**DATASET EXTRACT:**
======

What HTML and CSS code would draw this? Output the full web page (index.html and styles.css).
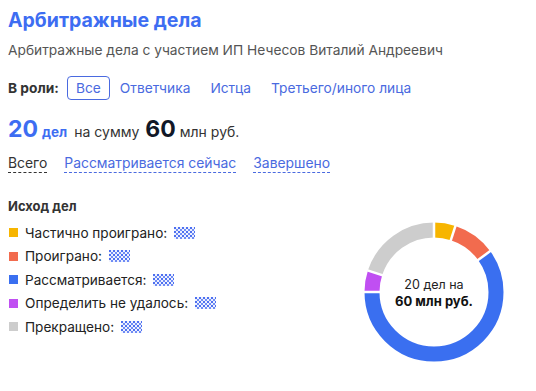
FILE: index.html
```html
<!DOCTYPE html>
<html lang="ru">
<head>
<meta charset="utf-8">
<link rel="stylesheet" href="styles.css">
</head>
<body>
<div class="page">
  <h1 class="title">Арбитражные дела</h1>
  <p class="subtitle">Арбитражные дела с участием ИП Нечесов Виталий Андреевич</p>
  <div class="roles">
    <span class="roles-label">В роли:</span>
    <span class="role active">Все</span>
    <span class="role">Ответчика</span>
    <span class="role">Истца</span>
    <span class="role">Третьего/иного лица</span>
  </div>
  <div class="summary">
    <span class="num blue">20</span><span class="unit">дел</span>
    <span class="txt">на сумму</span>
    <span class="num dark">60</span><span class="txt2">млн руб.</span>
  </div>
  <div class="tabs">
    <span class="tab current">Всего</span>
    <span class="tab">Рассматривается сейчас</span>
    <span class="tab">Завершено</span>
  </div>
  <div class="outcome">
    <div class="legend">
      <div class="legend-title">Исход дел</div>
      <div class="item"><span class="sq yellow"></span>Частично проиграно:<span class="blur"></span></div>
      <div class="item"><span class="sq orange"></span>Проиграно:<span class="blur"></span></div>
      <div class="item"><span class="sq blue-sq"></span>Рассматривается:<span class="blur"></span></div>
      <div class="item"><span class="sq purple"></span>Определить не удалось:<span class="blur"></span></div>
      <div class="item"><span class="sq gray"></span>Прекращено:<span class="blur"></span></div>
    </div>
    <div class="donut">
      <svg width="140" height="140" viewBox="0 0 140 140">
        <g transform="rotate(-90 70 70)" fill="none" stroke-width="15">
          <circle cx="70" cy="70" r="62" stroke="#f7b500" stroke-dasharray="19.47 1000" stroke-dashoffset="0"/>
          <circle cx="70" cy="70" r="62" stroke="#f26b4e" stroke-dasharray="38.95 1000" stroke-dashoffset="-19.47"/>
          <circle cx="70" cy="70" r="62" stroke="#3a6ff0" stroke-dasharray="233.7 1000" stroke-dashoffset="-58.43"/>
          <circle cx="70" cy="70" r="62" stroke="#c04ff2" stroke-dasharray="19.47 1000" stroke-dashoffset="-292.17"/>
          <circle cx="70" cy="70" r="62" stroke="#cdcdcd" stroke-dasharray="77.9 1000" stroke-dashoffset="-311.64"/>
          <g stroke="#fff" stroke-width="2.5">
            <line x1="70" y1="70" x2="140" y2="70" transform="rotate(0 70 70)"/>
            <line x1="70" y1="70" x2="140" y2="70" transform="rotate(18 70 70)"/>
            <line x1="70" y1="70" x2="140" y2="70" transform="rotate(54 70 70)"/>
            <line x1="70" y1="70" x2="140" y2="70" transform="rotate(270 70 70)"/>
            <line x1="70" y1="70" x2="140" y2="70" transform="rotate(288 70 70)"/>
          </g>
        </g>
      </svg>
      <div class="donut-text">
        <div class="d1">20 дел на</div>
        <div class="d2">60 млн руб.</div>
      </div>
    </div>
  </div>
</div>
</body>
</html>
```
FILE: styles.css
```css
html, body {
  margin: 0;
  padding: 0;
  background: #fff;
}
.page {
  font-family: Inter, "Noto Sans", sans-serif;
  color: #222;
  padding: 8px 8px 0 8px;
}
.title {
  margin: 0;
  font-size: 19.5px;
  font-weight: 700;
  color: #3d6df2;
  line-height: 24px;
}
.subtitle {
  margin: 9px 0 0 0;
  font-size: 13.75px;
  color: #555;
  line-height: 18px;
}
.roles {
  display: flex;
  align-items: center;
  margin-top: 17px;
  font-size: 13.75px;
}
.roles-label {
  font-weight: 700;
  color: #333;
  margin-right: 8px;
}
.role {
  color: #4a6ae0;
  padding: 2px 8px;
  margin-right: 2px;
  border: 1px solid transparent;
  border-radius: 4px;
  line-height: 18px;
}
.role.active {
  border-color: #4a6ae0;
  margin-right: 1px;
}
.summary {
  display: flex;
  align-items: baseline;
  margin-top: 15px;
}
.num {
  font-size: 23px;
  font-weight: 700;
}
.num.blue { color: #3d6df2; }
.num.dark { color: #111827; margin-left: 6px; }
.unit {
  font-size: 13.5px;
  font-weight: 700;
  color: #3d6df2;
  margin-left: 4px;
}
.txt {
  font-size: 14px;
  color: #333;
  margin-left: 7px;
}
.txt2 {
  font-size: 14px;
  color: #333;
  margin-left: 4px;
}
.tabs {
  display: flex;
  margin-top: 12px;
  font-size: 13.9px;
  gap: 17px;
}
.tab {
  color: #4a6ae0;
  border-bottom: 1px dashed #4a6ae0;
  line-height: 17px;
}
.tab.current {
  color: #333;
  border-bottom-color: #333;
}
.outcome {
  display: flex;
  margin-top: 25px;
}
.legend {
  width: 356px;
}
.legend-title {
  font-size: 13px;
  font-weight: 700;
  color: #333;
  line-height: 16px;
  margin-bottom: 7px;
}
.item {
  display: flex;
  align-items: center;
  font-size: 13.6px;
  color: #222;
  height: 23.5px;
}
.sq {
  width: 9px;
  height: 9px;
  margin: 0 7px 0 1px;
}
.yellow { background: #f7b500; }
.orange { background: #f26b4e; }
.blue-sq { background: #3a6ff0; }
.purple { background: #c04ff2; }
.gray { background: #cdcdcd; }
.blur {
  display: inline-block;
  width: 21px;
  height: 12px;
  margin-left: 7px;
  background-color: #eef1fe;
  background-image:
    radial-gradient(circle at 1px 1px, #4d70f0 1.1px, transparent 1.3px),
    radial-gradient(circle at 1px 1px, #6f8cf5 1.1px, transparent 1.3px);
  background-size: 4px 4px, 4px 4px;
  background-position: 0 0, 2px 2px;
}
.donut {
  position: relative;
  width: 140px;
  height: 140px;
  margin-top: 24px;
}
.donut svg {
  display: block;
}
.donut-text {
  position: absolute;
  inset: 0;
  display: flex;
  flex-direction: column;
  align-items: center;
  justify-content: center;
  text-align: center;
  padding-top: 2px;
}
.d1 {
  font-size: 12.5px;
  color: #222;
  line-height: 17px;
}
.d2 {
  font-size: 13px;
  font-weight: 700;
  color: #111;
  line-height: 17px;
}
```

======

**WORK REQUIRED:**
Pictures are excluded; output everything else in the data verbatim.

**COMPLETE OUTPUT:**
What HTML and CSS code would draw this? Output the full web page (index.html and styles.css).
FILE: index.html
```html
<!DOCTYPE html>
<html lang="ru">
<head>
<meta charset="utf-8">
<link rel="stylesheet" href="styles.css">
</head>
<body>
<div class="page">
  <h1 class="title">Арбитражные дела</h1>
  <p class="subtitle">Арбитражные дела с участием ИП Нечесов Виталий Андреевич</p>
  <div class="roles">
    <span class="roles-label">В роли:</span>
    <span class="role active">Все</span>
    <span class="role">Ответчика</span>
    <span class="role">Истца</span>
    <span class="role">Третьего/иного лица</span>
  </div>
  <div class="summary">
    <span class="num blue">20</span><span class="unit">дел</span>
    <span class="txt">на сумму</span>
    <span class="num dark">60</span><span class="txt2">млн руб.</span>
  </div>
  <div class="tabs">
    <span class="tab current">Всего</span>
    <span class="tab">Рассматривается сейчас</span>
    <span class="tab">Завершено</span>
  </div>
  <div class="outcome">
    <div class="legend">
      <div class="legend-title">Исход дел</div>
      <div class="item"><span class="sq yellow"></span>Частично проиграно:<span class="blur"></span></div>
      <div class="item"><span class="sq orange"></span>Проиграно:<span class="blur"></span></div>
      <div class="item"><span class="sq blue-sq"></span>Рассматривается:<span class="blur"></span></div>
      <div class="item"><span class="sq purple"></span>Определить не удалось:<span class="blur"></span></div>
      <div class="item"><span class="sq gray"></span>Прекращено:<span class="blur"></span></div>
    </div>
    <div class="donut">
      <svg width="140" height="140" viewBox="0 0 140 140">
        <g transform="rotate(-90 70 70)" fill="none" stroke-width="15">
          <circle cx="70" cy="70" r="62" stroke="#f7b500" stroke-dasharray="19.47 1000" stroke-dashoffset="0"/>
          <circle cx="70" cy="70" r="62" stroke="#f26b4e" stroke-dasharray="38.95 1000" stroke-dashoffset="-19.47"/>
          <circle cx="70" cy="70" r="62" stroke="#3a6ff0" stroke-dasharray="233.7 1000" stroke-dashoffset="-58.43"/>
          <circle cx="70" cy="70" r="62" stroke="#c04ff2" stroke-dasharray="19.47 1000" stroke-dashoffset="-292.17"/>
          <circle cx="70" cy="70" r="62" stroke="#cdcdcd" stroke-dasharray="77.9 1000" stroke-dashoffset="-311.64"/>
          <g stroke="#fff" stroke-width="2.5">
            <line x1="70" y1="70" x2="140" y2="70" transform="rotate(0 70 70)"/>
            <line x1="70" y1="70" x2="140" y2="70" transform="rotate(18 70 70)"/>
            <line x1="70" y1="70" x2="140" y2="70" transform="rotate(54 70 70)"/>
            <line x1="70" y1="70" x2="140" y2="70" transform="rotate(270 70 70)"/>
            <line x1="70" y1="70" x2="140" y2="70" transform="rotate(288 70 70)"/>
          </g>
        </g>
      </svg>
      <div class="donut-text">
        <div class="d1">20 дел на</div>
        <div class="d2">60 млн руб.</div>
      </div>
    </div>
  </div>
</div>
</body>
</html>
```
FILE: styles.css
```css
html, body {
  margin: 0;
  padding: 0;
  background: #fff;
}
.page {
  font-family: Inter, "Noto Sans", sans-serif;
  color: #222;
  padding: 8px 8px 0 8px;
}
.title {
  margin: 0;
  font-size: 19.5px;
  font-weight: 700;
  color: #3d6df2;
  line-height: 24px;
}
.subtitle {
  margin: 9px 0 0 0;
  font-size: 13.75px;
  color: #555;
  line-height: 18px;
}
.roles {
  display: flex;
  align-items: center;
  margin-top: 17px;
  font-size: 13.75px;
}
.roles-label {
  font-weight: 700;
  color: #333;
  margin-right: 8px;
}
.role {
  color: #4a6ae0;
  padding: 2px 8px;
  margin-right: 2px;
  border: 1px solid transparent;
  border-radius: 4px;
  line-height: 18px;
}
.role.active {
  border-color: #4a6ae0;
  margin-right: 1px;
}
.summary {
  display: flex;
  align-items: baseline;
  margin-top: 15px;
}
.num {
  font-size: 23px;
  font-weight: 700;
}
.num.blue { color: #3d6df2; }
.num.dark { color: #111827; margin-left: 6px; }
.unit {
  font-size: 13.5px;
  font-weight: 700;
  color: #3d6df2;
  margin-left: 4px;
}
.txt {
  font-size: 14px;
  color: #333;
  margin-left: 7px;
}
.txt2 {
  font-size: 14px;
  color: #333;
  margin-left: 4px;
}
.tabs {
  display: flex;
  margin-top: 12px;
  font-size: 13.9px;
  gap: 17px;
}
.tab {
  color: #4a6ae0;
  border-bottom: 1px dashed #4a6ae0;
  line-height: 17px;
}
.tab.current {
  color: #333;
  border-bottom-color: #333;
}
.outcome {
  display: flex;
  margin-top: 25px;
}
.legend {
  width: 356px;
}
.legend-title {
  font-size: 13px;
  font-weight: 700;
  color: #333;
  line-height: 16px;
  margin-bottom: 7px;
}
.item {
  display: flex;
  align-items: center;
  font-size: 13.6px;
  color: #222;
  height: 23.5px;
}
.sq {
  width: 9px;
  height: 9px;
  margin: 0 7px 0 1px;
}
.yellow { background: #f7b500; }
.orange { background: #f26b4e; }
.blue-sq { background: #3a6ff0; }
.purple { background: #c04ff2; }
.gray { background: #cdcdcd; }
.blur {
  display: inline-block;
  width: 21px;
  height: 12px;
  margin-left: 7px;
  background-color: #eef1fe;
  background-image:
    radial-gradient(circle at 1px 1px, #4d70f0 1.1px, transparent 1.3px),
    radial-gradient(circle at 1px 1px, #6f8cf5 1.1px, transparent 1.3px);
  background-size: 4px 4px, 4px 4px;
  background-position: 0 0, 2px 2px;
}
.donut {
  position: relative;
  width: 140px;
  height: 140px;
  margin-top: 24px;
}
.donut svg {
  display: block;
}
.donut-text {
  position: absolute;
  inset: 0;
  display: flex;
  flex-direction: column;
  align-items: center;
  justify-content: center;
  text-align: center;
  padding-top: 2px;
}
.d1 {
  font-size: 12.5px;
  color: #222;
  line-height: 17px;
}
.d2 {
  font-size: 13px;
  font-weight: 700;
  color: #111;
  line-height: 17px;
}
```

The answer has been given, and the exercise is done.